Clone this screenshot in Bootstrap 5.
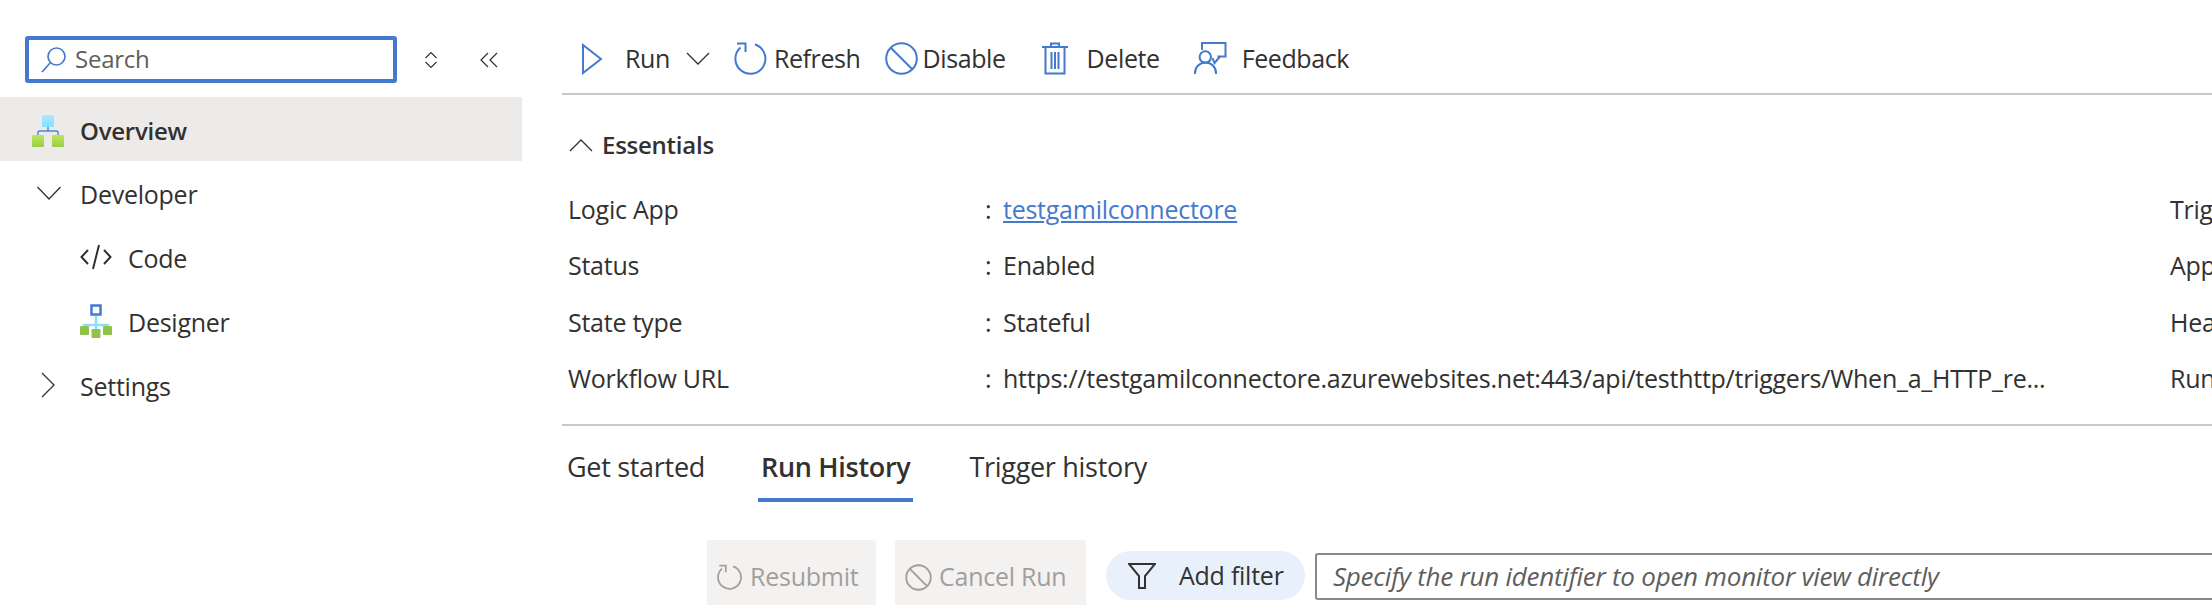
<!doctype html>
<html lang="en">
<head>
<meta charset="utf-8">
<title>Workflow overview</title>
<link href="https://cdn.jsdelivr.net/npm/bootstrap@5.3.0/dist/css/bootstrap.min.css" rel="stylesheet">
<style>
html,body{height:605px;overflow:hidden;background:#fff}
body{font-family:"Open Sans","Noto Sans",sans-serif;font-size:25px;color:#323130;letter-spacing:-.25px}
svg{flex:none;display:block}
.shell{height:605px;width:2212px}
.side{width:522px;flex:none;padding-top:36px}
.searchrow{height:47px;margin-bottom:14px;padding-left:25px}
.searchbox{width:372px;height:47px;border:4px solid #4479cf;border-radius:3px;padding-left:12px;gap:8px;color:#605e5c;font-size:24px}
.searchbox span{padding-bottom:2px}
.siderow{height:64px;padding-left:32px;gap:14px}
.siderow span{padding-top:3px}
.siderow.on{background:#edebe9;font-weight:600;font-size:24px;gap:16px}
.siderow.on svg{margin-top:4px}
.siderow.sub{padding-left:80px;gap:16px}
.mainp{min-width:0;overflow:hidden;margin-left:40px}
.tools{height:95px;padding-top:24px;border-bottom:2px solid #c8c8c8;padding-left:19px;letter-spacing:-.4px}
.essh{height:86px;padding:14px 0 0 7px;gap:9px;font-weight:600;font-size:24px}
.gridrow{height:56.5px;padding-left:6px}
.lab{width:417px;flex:none;display:block}
.colon{width:18px;flex:none}
.val{width:1167px;flex:none;white-space:nowrap}
.val a{color:#4479cf}
.rule{border-top:2px solid #c8c8c8;margin-top:17px}
.tabsrow{height:75px;padding-left:5px;font-size:27px;letter-spacing:-.3px}
.tabitem{position:relative;height:75px;display:flex;align-items:center;padding-top:8px}
.tabitem.on{font-weight:600}
.tabitem.on::after{content:"";position:absolute;left:-3px;right:-3px;top:72px;height:4px;background:#4479cf}
.barf{padding-left:145px;height:70px;margin-top:39px}
.disb{height:70px;background:#f3f2f1;color:#a19f9d;border-radius:3px;gap:7px;padding:4px 0 0 10px}
.pill{height:49px;background:#e8f1fb;border-radius:25px;gap:23px;margin-top:11px;padding-left:22px}
.runid{height:47px;margin-top:13px;flex:1;border:2px solid #8a8886;border-right:0;border-radius:3px 0 0 3px;font-style:italic;color:#605e5c;padding-left:16px;white-space:nowrap;font-size:26px}
</style>
</head>
<body>
<div class="shell d-flex">
  <aside class="side">
    <div class="searchrow d-flex align-items-center">
      <div class="searchbox d-flex align-items-center">
        <svg width="26" height="28" viewBox="0 0 26 28" fill="none" stroke="#4479cf" stroke-width="1.7"><circle cx="15.5" cy="10.5" r="8.5"/><path d="M9.5 16.5 1 26"/></svg>
        <span>Search</span>
      </div>
      <svg style="margin-left:27px" width="14" height="18" viewBox="0 0 14 18" fill="none" stroke="#323130" stroke-width="1.1"><path d="M1.5 7 7 1.5 12.500 7M1.500 11 7 16.500 12.500 11"/></svg>
      <svg style="margin-left:42px" width="18" height="16" viewBox="0 0 18 16" fill="none" stroke="#323130" stroke-width="1.200"><path d="M8 1 1 8l7 7M17 1l-7 7 7 7"/></svg>
    </div>
    <div class="siderow on d-flex align-items-center">
      <svg width="32" height="32" viewBox="0 0 32 32"><defs><linearGradient id="gr" x1="0" y1="0" x2="0" y2="1"><stop offset="0" stop-color="#bce75c"/><stop offset="1" stop-color="#9dcc46"/></linearGradient><linearGradient id="cy" x1="0" y1="0" x2="0" y2="1"><stop offset="0" stop-color="#a8eaff"/><stop offset="1" stop-color="#86dfff"/></linearGradient></defs><path d="M16 12v4M6 20v-2.500q0-1.500 1.500-1.500h17q1.500 0 1.500 1.500V20" fill="none" stroke="#4e86d8" stroke-width="1.500"/><rect x="10" y="0" width="12" height="12" rx="1" fill="url(#cy)"/><rect x="0" y="20" width="12" height="12" rx="1" fill="url(#gr)"/><rect x="20" y="20" width="12" height="12" rx="1" fill="url(#gr)"/></svg>
      <span>Overview</span>
    </div>
    <div class="siderow d-flex align-items-center">
      <svg width="34" height="20" viewBox="0 0 34 20" fill="none" stroke="#323130" stroke-width="1.300"><path d="M5.500 4 17 16 28.500 4"/></svg>
      <span>Developer</span>
    </div>
    <div class="siderow sub d-flex align-items-center">
      <svg width="32" height="26" viewBox="0 0 32 26" fill="none" stroke="#323130" stroke-width="2"><path d="M8 6 1.500 13 8 20M24 6l6.500 7L24 20M19 1l-6 24"/></svg>
      <span>Code</span>
    </div>
    <div class="siderow sub d-flex align-items-center">
      <svg width="32" height="34" viewBox="0 0 32 34"><path d="M16 12v14M4 26v-5h24v5" fill="none" stroke="#8ae0fb" stroke-width="2.400"/><rect x="11.500" y="1.500" width="9" height="9" fill="#fff" stroke="#4479cf" stroke-width="2.500"/><rect x="0" y="22" width="9" height="9" rx="1" fill="#8fc34a"/><rect x="11.500" y="25" width="9" height="9" rx="1" fill="#8fc34a"/><rect x="23" y="22" width="9" height="9" rx="1" fill="#8fc34a"/></svg>
      <span>Designer</span>
    </div>
    <div class="siderow d-flex align-items-center">
      <svg width="34" height="26" viewBox="0 0 34 26" fill="none" stroke="#323130" stroke-width="1.300"><path d="m10 1 12 12L10 25"/></svg>
      <span>Settings</span>
    </div>
  </aside>
  <main class="mainp flex-grow-1">
    <div class="tools d-flex align-items-center">
      <svg width="22" height="32" viewBox="0 0 22 32" fill="none" stroke="#4479cf" stroke-width="2"><path d="M2 2 20 16 2 30Z"/></svg>
      <span style="margin-left:22px">Run</span>
      <svg style="margin-left:16px" width="24" height="14" viewBox="0 0 24 14" fill="none" stroke="#323130" stroke-width="1.300"><path d="m1 1 11 11L23 1"/></svg>
      <svg style="margin-left:24px" width="34" height="34" viewBox="0 0 34 34" fill="none" stroke="#4479cf" stroke-width="2"><path d="M6.500 5.500A15 15 0 1 0 21 2.500"/><path d="M3 1.500h8.500V10"/></svg>
      <span style="margin-left:6px">Refresh</span>
      <svg style="margin-left:24px" width="33" height="33" viewBox="0 0 33 33" fill="none" stroke="#4479cf" stroke-width="2"><circle cx="16.500" cy="16.500" r="15.300"/><path d="m6 6 21 21"/></svg>
      <span style="margin-left:5px">Disable</span>
      <svg style="margin-left:36px" width="26" height="33" viewBox="0 0 26 33" fill="none" stroke="#4479cf" stroke-width="2"><path d="M0 5h26M9 5V1.500h8V5M3.500 5v26.500h19V5M9.500 10v17M13 10v17M16.500 10v17"/></svg>
      <span style="margin-left:19px">Delete</span>
      <svg style="margin-left:34px" width="33" height="33" viewBox="0 0 33 33" fill="none" stroke="#4479cf" stroke-width="2"><path d="M8 8V1h23.500v13.500h-8"/><path d="M26 14.500 20.500 21l-2-5"/><circle cx="11.300" cy="15" r="5.700"/><path d="M1 32v-1a10.500 10.500 0 0 1 21 0v1"/></svg>
      <span style="margin-left:15px">Feedback</span>
    </div>
    <div class="essh d-flex align-items-center">
      <svg width="24" height="14" viewBox="0 0 24 14" fill="none" stroke="#323130" stroke-width="1.300"><path d="M1 13 12 2l11 11"/></svg>
      <span>Essentials</span>
    </div>
    <div class="gridrow d-flex align-items-center"><span class="lab">Logic App</span><span class="colon">:</span><span class="val"><a href="#">testgamilconnectore</a></span><span>Trigger</span></div>
    <div class="gridrow d-flex align-items-center"><span class="lab">Status</span><span class="colon">:</span><span class="val">Enabled</span><span>App</span></div>
    <div class="gridrow d-flex align-items-center"><span class="lab">State type</span><span class="colon">:</span><span class="val">Stateful</span><span>Health</span></div>
    <div class="gridrow d-flex align-items-center"><span class="lab">Workflow URL</span><span class="colon">:</span><span class="val">https://testgamilconnectore.azurewebsites.net:443/api/testhttp/triggers/When_a_HTTP_re...</span><span>Runs</span></div>
    <div class="rule"></div>
    <div class="tabsrow d-flex">
      <div class="tabitem">Get started</div>
      <div class="tabitem on" style="margin-left:56px">Run History</div>
      <div class="tabitem" style="margin-left:59px">Trigger history</div>
    </div>
    <div class="barf d-flex">
      <div class="disb d-flex align-items-center" style="width:169px">
        <svg width="26" height="27" viewBox="0 0 34 34" fill="none" stroke="#a19f9d" stroke-width="2.300"><path d="M6.500 5.500A15 15 0 1 0 21 2.500"/><path d="M3 1.500h8.500V10"/></svg><span>Resubmit</span>
      </div>
      <div class="disb d-flex align-items-center" style="width:191px;margin-left:19px">
        <svg width="27" height="27" viewBox="0 0 33 33" fill="none" stroke="#a19f9d" stroke-width="2.300"><circle cx="16.500" cy="16.500" r="15"/><path d="m6 6 21 21"/></svg><span>Cancel Run</span>
      </div>
      <div class="pill d-flex align-items-center" style="width:199px;margin-left:20px">
        <svg width="28" height="26" viewBox="0 0 28 26" fill="none" stroke="#323130" stroke-width="2"><path d="M1 1h26L17 13v12h-6V13Z"/></svg><span>Add filter</span>
      </div>
      <div class="runid d-flex align-items-center" style="margin-left:10px">Specify the run identifier to open monitor view directly</div>
    </div>
  </main>
</div>
<script src="https://cdn.jsdelivr.net/npm/bootstrap@5.3.0/dist/js/bootstrap.bundle.min.js"></script>
</body>
</html>
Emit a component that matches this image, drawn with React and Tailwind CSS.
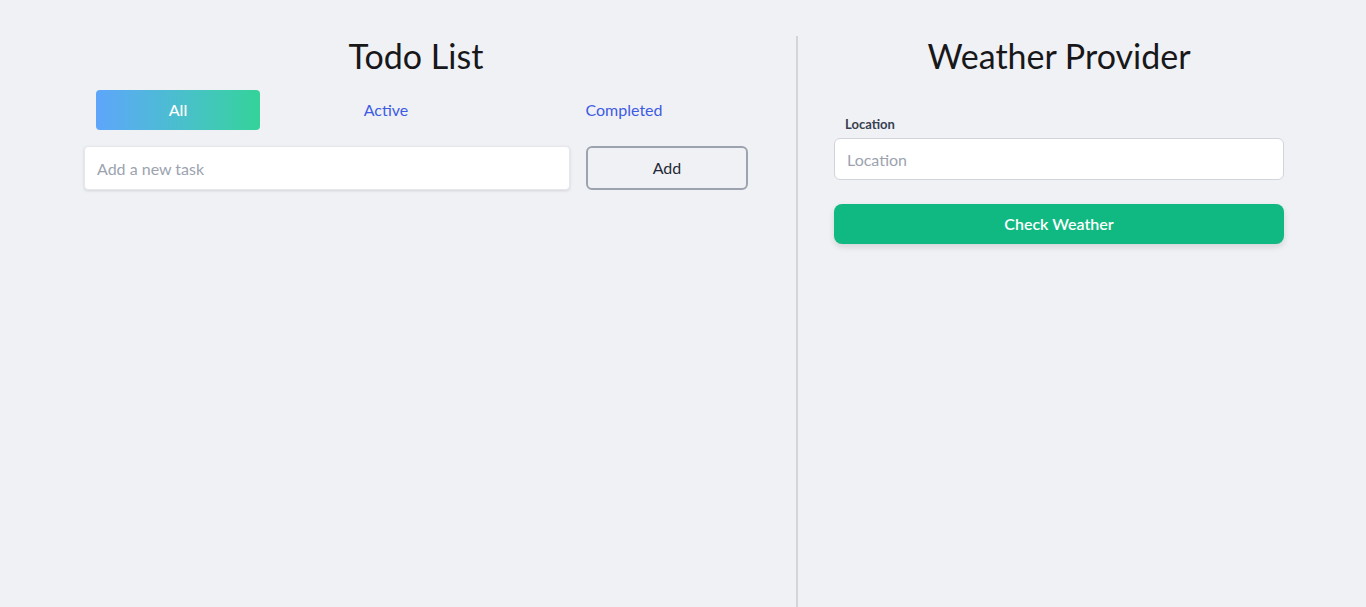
import React, { useState } from "react";

const tabs = [
    { key: "all", label: "All", width: "w-[164px] ml-3" },
    { key: "active", label: "Active", width: "w-[252px]" },
    { key: "completed", label: "Completed", width: "w-[224px]" },
];

const TodoPanel = () => {
    const [filter, setFilter] = useState("all");
    const [task, setTask] = useState("");

    return (
        <section className="w-[798px] shrink-0 mt-9 border-r-2 border-[#d4d5d9] pl-[84px] pr-[48px]">
            <h1 className="text-center text-[34px] leading-10 text-[#18181b]">Todo List</h1>

            <div className="flex mt-[14px] h-10">
                {tabs.map((t) =>
                    filter === t.key ? (
                        <button
                            key={t.key}
                            onClick={() => setFilter(t.key)}
                            className={`${t.width} h-10 rounded bg-gradient-to-r from-[#5ea5fb] to-[#34d399] text-white text-base font-medium`}
                        >
                            {t.label}
                        </button>
                    ) : (
                        <button
                            key={t.key}
                            onClick={() => setFilter(t.key)}
                            className={`${t.width} h-10 text-base text-[#3d5ce3]`}
                        >
                            {t.label}
                        </button>
                    )
                )}
            </div>

            <div className="flex gap-4 mt-4">
                <input
                    type="text"
                    value={task}
                    onChange={(e) => setTask(e.target.value)}
                    placeholder="Add a new task"
                    className="w-[486px] h-11 bg-white rounded border border-[#e5e7eb] shadow-[0_1px_3px_rgba(0,0,0,0.12)] px-3 text-base text-gray-800 placeholder:text-[#9ca3af] focus:outline-none"
                />
                <button className="w-[162px] h-11 rounded-md border-2 border-[#9ca3af] text-base text-[#1f2937]">
                    Add
                </button>
            </div>
        </section>
    );
};

const WeatherPanel = () => {
    const [location, setLocation] = useState("");

    return (
        <section className="flex-1 mt-9 pl-9">
            <div className="w-[450px]">
                <h1 className="text-center text-[34px] leading-10 text-[#18181b]">Weather Provider</h1>

                <label className="block mt-[38px] ml-[11px] text-[13px] leading-5 font-bold text-[#374151]">
                    Location
                </label>
                <input
                    type="text"
                    value={location}
                    onChange={(e) => setLocation(e.target.value)}
                    placeholder="Location"
                    className="mt-1 w-full h-[42px] bg-white rounded-md border border-[#d1d5db] px-3 text-base text-gray-800 placeholder:text-[#9ca3af] focus:outline-none"
                />

                <button className="mt-6 w-full h-10 rounded-lg bg-[#10b981] text-white text-base font-semibold shadow-[0_3px_6px_rgba(0,0,0,0.12)]">
                    Check Weather
                </button>
            </div>
        </section>
    );
};

export default function App() {
    return (
        <div className="h-screen overflow-y-scroll bg-[#f0f1f5] font-['Lato',sans-serif] [&::-webkit-scrollbar]:w-[10px] [&::-webkit-scrollbar-track]:bg-[#f1f1f3] [&::-webkit-scrollbar-thumb]:bg-[#1e1e2c] [&::-webkit-scrollbar-thumb]:border-solid [&::-webkit-scrollbar-thumb]:border-y-[3px] [&::-webkit-scrollbar-thumb]:border-l-2 [&::-webkit-scrollbar-thumb]:border-r-[3px] [&::-webkit-scrollbar-thumb]:border-[#f1f1f3]">
            <div className="flex min-h-[661px]">
                <TodoPanel />
                <WeatherPanel />
            </div>
        </div>
    );
}
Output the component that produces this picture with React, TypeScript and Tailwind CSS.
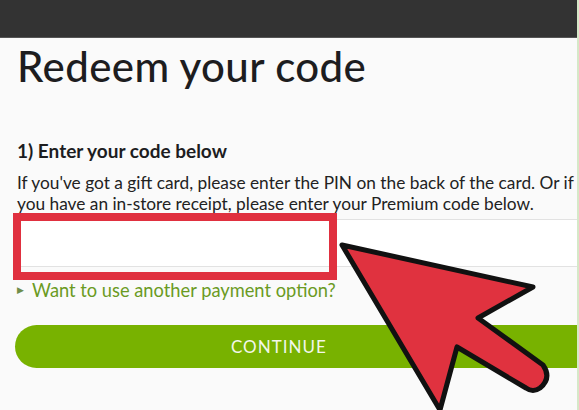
import React from "react";

export default function App() {
  return (
    <div
      className="relative w-[579px] h-[410px] overflow-hidden bg-[#fafafa] border-r-2 border-[#d6e8c8]"
      style={{ fontFamily: 'Lato, "Open Sans", "Liberation Sans", sans-serif' }}
    >
      {/* Top bar */}
      <div className="h-[38px] bg-[#333333] border-b border-[#555]" />

      <div className="pl-[17px]">
        <h1 className="mt-[3px] text-[42px] leading-[50px] font-medium tracking-[0.4px] text-[#1d1d1f]">
          Redeem your code
        </h1>

        <h2 className="mt-[48px] text-[19px] leading-[24px] font-bold text-[#1d1d1f]">
          1) Enter your code below
        </h2>

        <p className="mt-[9px] text-[17.3px] leading-[21px] text-[#222]">
          If you've got a gift card, please enter the PIN on the back of the card. Or if
          <br />
          you have an in-store receipt, please enter your Premium code below.
        </p>

        {/* Code input with annotation */}
        <div className="relative mt-[5px]">
          <div className="h-[48px] bg-white border-y border-[#e2e2e2]" />
          <div className="absolute left-[-4px] top-[-6px] w-[324px] h-[67px] border-[8px] border-[#e0303f]" />
        </div>

        <div className="mt-[12px] flex items-center gap-[8px] text-[#6a9a23]">
          <span className="text-[9px] text-[#6f8d4a]">▶</span>
          <span className="text-[18.3px] leading-[22px]">Want to use another payment option?</span>
        </div>

        <button className="mt-[24px] ml-[-2px] w-[600px] h-[43px] rounded-full bg-[#78b200] text-left pl-[216px] text-[17px] tracking-[1px] text-[#f2f7ea]">
          CONTINUE
        </button>
      </div>

      {/* Cursor arrow annotation */}
      <svg
        className="absolute left-0 top-0 pointer-events-none"
        width="579"
        height="410"
        viewBox="0 0 579 410"
      >
        <path
          d="M342 245 L533 287 L478 318 L543 365 Q552 378 540 388 Q533 393 526 388 L457 347 L440 410 Z"
          fill="#e0323f"
          stroke="#111"
          strokeWidth="5"
          strokeLinejoin="round"
        />
      </svg>
    </div>
  );
}
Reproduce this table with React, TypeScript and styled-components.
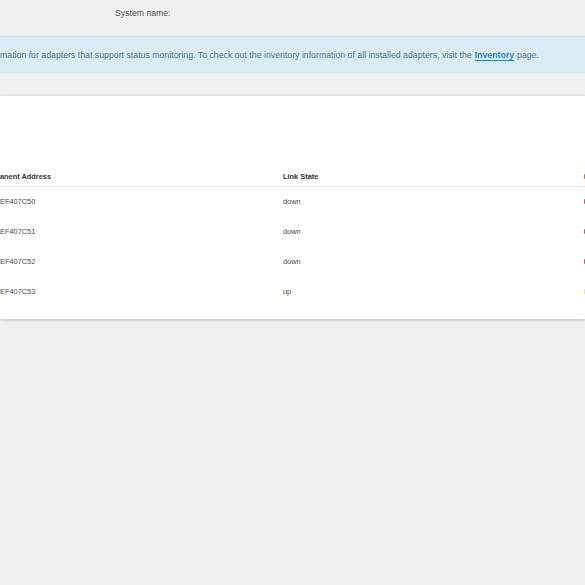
import React from "react";
import styled, { createGlobalStyle } from "styled-components";

const Global = createGlobalStyle`
  html, body { margin: 0; padding: 0; background: #f0f0f2; overflow: hidden; }
  body { font-family: "Liberation Sans", Arial, sans-serif; }
`;

const Page = styled.div`
  width: 585px;
  height: 585px;
  overflow: hidden;
  display: flex;
  flex-direction: column;
`;

const TopBar = styled.div`
  height: 36px;
  display: flex;
  align-items: flex-start;
  padding-left: 115px;
  box-sizing: border-box;
`;

const SysLabel = styled.span`
  font-size: 8.7px;
  color: #505050;
  margin-top: 8px;
`;

const InfoBox = styled.div`
  height: 37px;
  background: #d9ebf5;
  border-top: 1px solid #cde2ef;
  border-bottom: 1px solid #cde2ef;
  box-sizing: border-box;
  display: flex;
  align-items: center;
  font-size: 8.75px;
  color: #4a7795;
  white-space: nowrap;
  padding-top: 1px;
`;

const InfoLink = styled.a`
  color: #1d8ad2;
  font-weight: bold;
  text-decoration: underline;
  text-underline-offset: 2px;
  margin: 0 3px;
`;

const Card = styled.div`
  margin-top: 22px;
  height: 224px;
  background: #fff;
  border-top: 1px solid #e2e2e4;
  box-shadow: 0 1px 3px rgba(0, 0, 0, 0.22);
  box-sizing: border-box;
  padding-top: 70px;
`;

const Row = styled.div<{ $head?: boolean }>`
  display: grid;
  grid-template-columns: 283px 301px 40px;
  height: ${(p) => (p.$head ? "21px" : "30px")};
  padding-bottom: ${(p) => (p.$head ? "0" : "2px")};
  box-sizing: border-box;
  align-items: center;
  font-size: 7.4px;
  color: ${(p) => (p.$head ? "#333" : "#484848")};
  font-weight: ${(p) => (p.$head ? "bold" : "normal")};
  border-bottom: ${(p) => (p.$head ? "1px solid #e6e6e6" : "none")};
  white-space: nowrap;
`;

const Mark = styled.span<{ $color: string }>`
  display: inline-block;
  width: 6px;
  height: 5px;
  background: ${(p) => p.$color};
  border-radius: 1px;
`;

const rows = [
  { addr: "EF407C50", state: "down", mark: "#b0607a" },
  { addr: "EF407C51", state: "down", mark: "#b0607a" },
  { addr: "EF407C52", state: "down", mark: "#b0607a" },
  { addr: "EF407C53", state: "up", mark: "#f3e0a8" },
];

export default function App() {
  return (
    <Page>
      <Global />
      <TopBar>
        <SysLabel>System name:</SysLabel>
      </TopBar>
      <InfoBox>
        mation for adapters that support status monitoring. To check out the inventory information of all installed adapters, visit the
        <InfoLink>Inventory</InfoLink>page.
      </InfoBox>
      <Card>
        <Row $head>
          <span>anent Address</span>
          <span>Link State</span>
          <Mark $color="#cf6a48" />
        </Row>
        {rows.map((r) => (
          <Row key={r.addr}>
            <span>{r.addr}</span>
            <span>{r.state}</span>
            <Mark $color={r.mark} />
          </Row>
        ))}
      </Card>
    </Page>
  );
}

────────────────────

Reproduce every line of the listing above in which the string "components" appears.

TASK RESULT —
Reproduce this table with React, TypeScript and styled-components.
import styled, { createGlobalStyle } from "styled-components";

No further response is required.